* [STATED GOAL]:
What follows is a set of entries. Give them again exactly, without the pictures.

BEGIN MATERIAL FOR THIS EXERCISE

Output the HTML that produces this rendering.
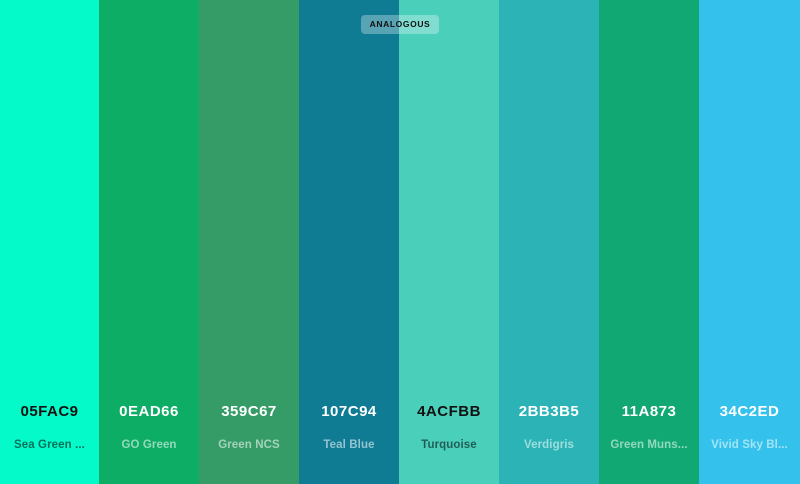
<!DOCTYPE html>
<html><head><style>
body{margin:0;width:800px;height:484px;overflow:hidden;font-family:"Liberation Sans",sans-serif}
.w{display:flex;height:484px}
.c{flex:0 0 100px;position:relative}
.c:first-child{flex-basis:99px}
.h{position:absolute;top:403px;left:0;right:0;text-align:center;font-size:15px;font-weight:bold;letter-spacing:0.5px}
.n{position:absolute;top:439px;left:0;right:0;text-align:center;font-size:11.5px;font-weight:bold;white-space:nowrap;letter-spacing:0.1px}
.d .h{color:#111}.d .n{color:rgba(0,0,0,.55)}
.l .h{color:#fff}.l .n{color:rgba(255,255,255,.55)}
.tag{position:absolute;left:361px;top:15px;width:78px;height:19px;border-radius:4px;background:rgba(255,255,255,.3);font-size:8.5px;font-weight:bold;letter-spacing:0.6px;text-align:center;line-height:19px;color:#111}
</style></head><body>
<div class="w">
<div class="c d" style="background:#05FAC9"><div class="h">05FAC9</div><div class="n">Sea Green ...</div></div>
<div class="c l" style="background:#0EAD66"><div class="h">0EAD66</div><div class="n">GO Green</div></div>
<div class="c l" style="background:#359C67"><div class="h">359C67</div><div class="n">Green NCS</div></div>
<div class="c l" style="background:#107C94"><div class="h">107C94</div><div class="n">Teal Blue</div></div>
<div class="c d" style="background:#4ACFBB"><div class="h">4ACFBB</div><div class="n">Turquoise</div></div>
<div class="c l" style="background:#2BB3B5"><div class="h">2BB3B5</div><div class="n">Verdigris</div></div>
<div class="c l" style="background:#11A873"><div class="h">11A873</div><div class="n">Green Muns...</div></div>
<div class="c l" style="background:#34C2ED;flex-basis:101px"><div class="h">34C2ED</div><div class="n">Vivid Sky Bl...</div></div>
</div>
<div class="tag">ANALOGOUS</div>
</body></html>
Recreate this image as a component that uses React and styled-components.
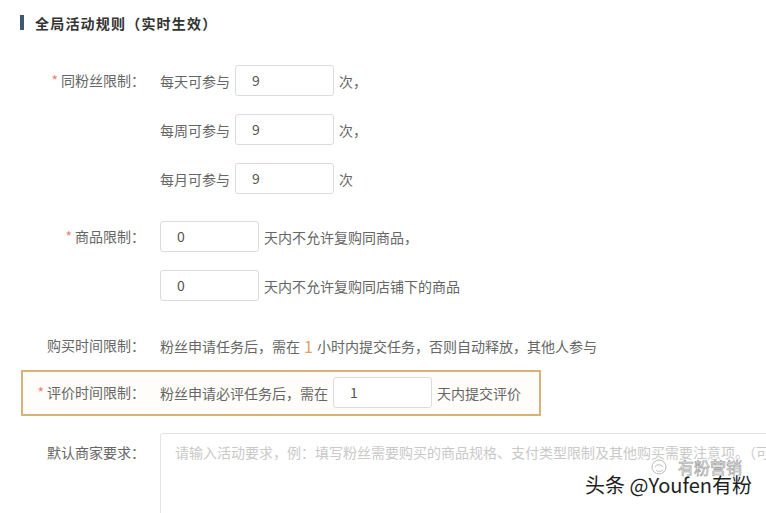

END MATERIAL FOR THIS EXERCISE

* [COMPLETED EXERCISE]:
Output the HTML that produces this rendering.
<!DOCTYPE html>
<html><head><style>
body{margin:0;width:800px;height:484px;overflow:hidden;font-family:"Liberation Sans",sans-serif}
.w{display:flex;height:484px}
.c{flex:0 0 100px;position:relative}
.c:first-child{flex-basis:99px}
.h{position:absolute;top:403px;left:0;right:0;text-align:center;font-size:15px;font-weight:bold;letter-spacing:0.5px}
.n{position:absolute;top:439px;left:0;right:0;text-align:center;font-size:11.5px;font-weight:bold;white-space:nowrap;letter-spacing:0.1px}
.d .h{color:#111}.d .n{color:rgba(0,0,0,.55)}
.l .h{color:#fff}.l .n{color:rgba(255,255,255,.55)}
.tag{position:absolute;left:361px;top:15px;width:78px;height:19px;border-radius:4px;background:rgba(255,255,255,.3);font-size:8.5px;font-weight:bold;letter-spacing:0.6px;text-align:center;line-height:19px;color:#111}
</style></head><body>
<div class="w">
<div class="c d" style="background:#05FAC9"><div class="h">05FAC9</div><div class="n">Sea Green ...</div></div>
<div class="c l" style="background:#0EAD66"><div class="h">0EAD66</div><div class="n">GO Green</div></div>
<div class="c l" style="background:#359C67"><div class="h">359C67</div><div class="n">Green NCS</div></div>
<div class="c l" style="background:#107C94"><div class="h">107C94</div><div class="n">Teal Blue</div></div>
<div class="c d" style="background:#4ACFBB"><div class="h">4ACFBB</div><div class="n">Turquoise</div></div>
<div class="c l" style="background:#2BB3B5"><div class="h">2BB3B5</div><div class="n">Verdigris</div></div>
<div class="c l" style="background:#11A873"><div class="h">11A873</div><div class="n">Green Muns...</div></div>
<div class="c l" style="background:#34C2ED;flex-basis:101px"><div class="h">34C2ED</div><div class="n">Vivid Sky Bl...</div></div>
</div>
<div class="tag">ANALOGOUS</div>
</body></html>
Recreate this image as a component that uses React and styled-components.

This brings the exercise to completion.